The United Nations and nongovernmental organizations are still unable to deliver humanitarian aid to displaced locals in areas controlled by the Kachin Independence Army (KIA), despite the government having agreed to allow aid distribution to all those affected by the Kachin conflict.
It has been two months since the government agreed to deliver relief aid to areas controlled by both the government and the KIA, which is the military arm of the Kachin Independent Organization (KIO), in northern Burma’s Kachin State.
“The aid to KIO/KIA-controlled areas is agreed in principle, but there is not full permission granted yet,” said Aye Win, the UN’s chief information officer for Burma, on Tuesday. He added that the UN was continuing to work closely with authorities in an attempt to ensure the safe passage of aid to the area.
Relief workers from KIA-controlled areas also said refugees there were in great need of support as the approaching rainy season is set to makes refugees’ lives more difficult, with shelter and other humanitarian aid in short supply.
Aid workers characterized the current state of aid delivery as “half-fold.”
Both aids workers from the Kachin rebels and NGOs said aid could only be delivered after further peace talks yielded tangible progress.

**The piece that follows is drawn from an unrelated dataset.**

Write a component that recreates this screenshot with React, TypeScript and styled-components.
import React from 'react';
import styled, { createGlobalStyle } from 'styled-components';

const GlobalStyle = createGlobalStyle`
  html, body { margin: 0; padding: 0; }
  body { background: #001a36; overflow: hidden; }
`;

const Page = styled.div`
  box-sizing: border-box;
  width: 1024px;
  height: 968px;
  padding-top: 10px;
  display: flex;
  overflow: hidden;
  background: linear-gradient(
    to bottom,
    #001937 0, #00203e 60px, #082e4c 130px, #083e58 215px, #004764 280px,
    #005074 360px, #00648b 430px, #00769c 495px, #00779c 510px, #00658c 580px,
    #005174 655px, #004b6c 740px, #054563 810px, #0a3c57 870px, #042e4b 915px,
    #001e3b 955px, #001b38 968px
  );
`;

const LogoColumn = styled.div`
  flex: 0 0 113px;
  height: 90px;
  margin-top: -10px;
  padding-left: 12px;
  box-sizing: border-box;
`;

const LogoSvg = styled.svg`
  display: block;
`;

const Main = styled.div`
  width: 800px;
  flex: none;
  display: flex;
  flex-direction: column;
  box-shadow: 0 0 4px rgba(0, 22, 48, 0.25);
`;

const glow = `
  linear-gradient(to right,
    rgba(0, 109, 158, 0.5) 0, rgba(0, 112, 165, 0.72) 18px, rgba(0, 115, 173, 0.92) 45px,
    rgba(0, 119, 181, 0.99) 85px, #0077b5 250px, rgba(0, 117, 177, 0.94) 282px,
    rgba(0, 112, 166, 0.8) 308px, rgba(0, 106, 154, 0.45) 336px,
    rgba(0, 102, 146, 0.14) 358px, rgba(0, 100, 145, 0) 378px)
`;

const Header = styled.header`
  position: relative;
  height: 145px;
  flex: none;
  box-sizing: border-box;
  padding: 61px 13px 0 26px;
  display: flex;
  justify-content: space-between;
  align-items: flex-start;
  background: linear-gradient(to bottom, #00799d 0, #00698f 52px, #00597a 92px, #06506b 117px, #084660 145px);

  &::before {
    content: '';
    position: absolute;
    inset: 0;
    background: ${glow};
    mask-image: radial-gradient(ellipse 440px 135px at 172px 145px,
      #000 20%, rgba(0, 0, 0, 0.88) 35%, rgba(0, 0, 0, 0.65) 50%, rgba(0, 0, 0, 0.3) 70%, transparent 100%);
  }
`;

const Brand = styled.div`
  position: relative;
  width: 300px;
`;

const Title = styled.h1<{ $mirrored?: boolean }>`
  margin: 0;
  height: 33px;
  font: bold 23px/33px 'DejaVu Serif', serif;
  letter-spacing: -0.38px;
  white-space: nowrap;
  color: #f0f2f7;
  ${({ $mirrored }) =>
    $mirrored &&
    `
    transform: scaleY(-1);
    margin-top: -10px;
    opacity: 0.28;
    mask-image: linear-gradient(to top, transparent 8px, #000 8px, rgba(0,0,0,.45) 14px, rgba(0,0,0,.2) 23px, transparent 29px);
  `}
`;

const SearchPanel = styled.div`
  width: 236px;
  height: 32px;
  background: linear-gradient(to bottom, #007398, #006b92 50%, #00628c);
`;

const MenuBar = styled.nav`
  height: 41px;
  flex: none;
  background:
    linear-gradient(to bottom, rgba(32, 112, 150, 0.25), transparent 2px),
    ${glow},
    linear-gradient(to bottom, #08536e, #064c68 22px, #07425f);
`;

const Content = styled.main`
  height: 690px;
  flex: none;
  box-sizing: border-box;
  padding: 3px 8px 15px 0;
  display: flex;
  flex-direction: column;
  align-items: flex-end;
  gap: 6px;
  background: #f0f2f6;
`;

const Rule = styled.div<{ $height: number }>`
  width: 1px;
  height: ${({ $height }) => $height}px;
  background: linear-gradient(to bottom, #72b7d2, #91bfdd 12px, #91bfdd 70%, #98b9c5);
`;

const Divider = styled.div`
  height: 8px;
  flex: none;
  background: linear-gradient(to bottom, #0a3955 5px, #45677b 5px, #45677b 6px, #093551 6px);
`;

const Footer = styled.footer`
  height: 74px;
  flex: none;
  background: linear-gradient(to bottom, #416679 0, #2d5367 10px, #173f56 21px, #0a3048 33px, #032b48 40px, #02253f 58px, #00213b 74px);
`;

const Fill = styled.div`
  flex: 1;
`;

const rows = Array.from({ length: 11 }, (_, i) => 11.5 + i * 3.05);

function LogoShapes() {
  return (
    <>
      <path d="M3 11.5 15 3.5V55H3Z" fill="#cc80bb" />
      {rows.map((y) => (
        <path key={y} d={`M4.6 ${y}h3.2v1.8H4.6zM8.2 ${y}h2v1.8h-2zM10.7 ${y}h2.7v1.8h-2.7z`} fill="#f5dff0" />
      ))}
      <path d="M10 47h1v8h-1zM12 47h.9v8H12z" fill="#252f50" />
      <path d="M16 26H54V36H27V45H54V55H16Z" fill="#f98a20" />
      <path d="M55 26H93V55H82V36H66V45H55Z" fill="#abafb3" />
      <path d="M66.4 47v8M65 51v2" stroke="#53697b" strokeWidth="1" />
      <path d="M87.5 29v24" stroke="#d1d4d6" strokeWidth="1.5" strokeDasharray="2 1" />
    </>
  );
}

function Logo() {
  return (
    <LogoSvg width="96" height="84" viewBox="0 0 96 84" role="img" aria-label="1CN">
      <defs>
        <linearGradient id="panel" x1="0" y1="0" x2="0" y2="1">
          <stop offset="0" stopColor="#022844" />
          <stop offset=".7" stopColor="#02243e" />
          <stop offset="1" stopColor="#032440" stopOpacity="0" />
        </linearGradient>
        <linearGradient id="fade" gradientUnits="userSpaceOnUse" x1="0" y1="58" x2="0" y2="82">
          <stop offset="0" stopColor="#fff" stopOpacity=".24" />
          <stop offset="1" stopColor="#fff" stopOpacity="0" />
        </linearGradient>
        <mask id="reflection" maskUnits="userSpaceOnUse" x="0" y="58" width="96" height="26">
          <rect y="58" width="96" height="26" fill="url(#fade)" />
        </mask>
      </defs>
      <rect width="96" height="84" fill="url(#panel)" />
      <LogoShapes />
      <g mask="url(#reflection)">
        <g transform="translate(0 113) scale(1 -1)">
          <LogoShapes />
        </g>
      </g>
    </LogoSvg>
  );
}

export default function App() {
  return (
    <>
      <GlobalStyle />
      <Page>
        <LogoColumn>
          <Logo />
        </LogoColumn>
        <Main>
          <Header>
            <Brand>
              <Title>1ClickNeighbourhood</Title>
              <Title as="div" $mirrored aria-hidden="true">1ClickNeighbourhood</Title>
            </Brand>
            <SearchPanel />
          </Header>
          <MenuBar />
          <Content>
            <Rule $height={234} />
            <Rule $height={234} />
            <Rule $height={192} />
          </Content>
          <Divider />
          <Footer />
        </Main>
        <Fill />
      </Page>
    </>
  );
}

A third round of talks between the government’s peace negotiating team and the KIO is scheduled to take place this month but the exact date of the meeting, which will likely be held in Myitkyina, has yet to be announced.
Various logistical and security concerns, including the safe transport of aid, top the list of challenges faced by relief workers.
“Both sides must agree on our travel to any camps,” Aye Win said. “We now can only travel to the places where we are allowed to go.”
Two weeks ago, a UN convoy delivered aid to camps for the displaced in Wai Maw Township, a government-controlled area, but further excursions to KIA-controlled areas were prohibited by authorities.
“They [the UN convoy] contacted us from Bahmo Township to come to Par Ka Htaung camp, where 3,000 Kachin IDPs [internally displaces persons] are taking shelter, near Mai Ja Yang, on April 9,” said Salang Kaba Doi Pi Sa, head of the Kachin IDP and Refugee Relief Committee (IRRC) in Laiza. “But they did not make it, because they had one foreigner [in the convoy] and obtained no permission to travel.”
He confirmed that safe transport was a major challenge for aid workers traveling within the affected areas.
Some 80,000 Kachin IDPs are living in Kachin-controlled areas and the chance to return to their homes has yet to present itself due to safety concerns, Doi Pi Sa said, adding that more government troops had deployed in those areas since fighting reignited in 2011.
The bolstered government presence stands in contrast to the situation in 1994, when the KIO and the former military junta were able to reach a cease-fire agreement that lasted 17 years, Doi Pi Sa explained.
“Returning home depends on the political situation,” he said. “Although fighting is muted in the area at the moment, there needs to be a condition guaranteeing the people their safe return.”
The Kachin aid leader said upcoming talks held the promise of potentially easing the conflict, but stressed that “meeting alone cannot bring stability and security for the refugees.”
The KIA and government troops fought heavily in December and January, but met for cease-fire talks in early February and again in March.
Meanwhile, the gunfire has not stopped in northern Shan State, where government troops have clashed with the Shan State Army-North (SSA-N) since March. Thousands of refugees are taking shelter in Tangyan Township, in eastern Burma’s Lashio district, after heavy fighting a week ago, the local Shan Human Rights Foundation claimed on Monday.
As conflict hampers aid delivery to those areas, the UN’s Aye Win said relief workers are also struggling to provide adequate aid to IDPs affected by communal strife between Arakanese Buddhists and Rohingya Muslims in Arakan State last year, and in central Burma’s Meikhtila Township, where anti-Muslim rioting in March displaced about 12,000 people.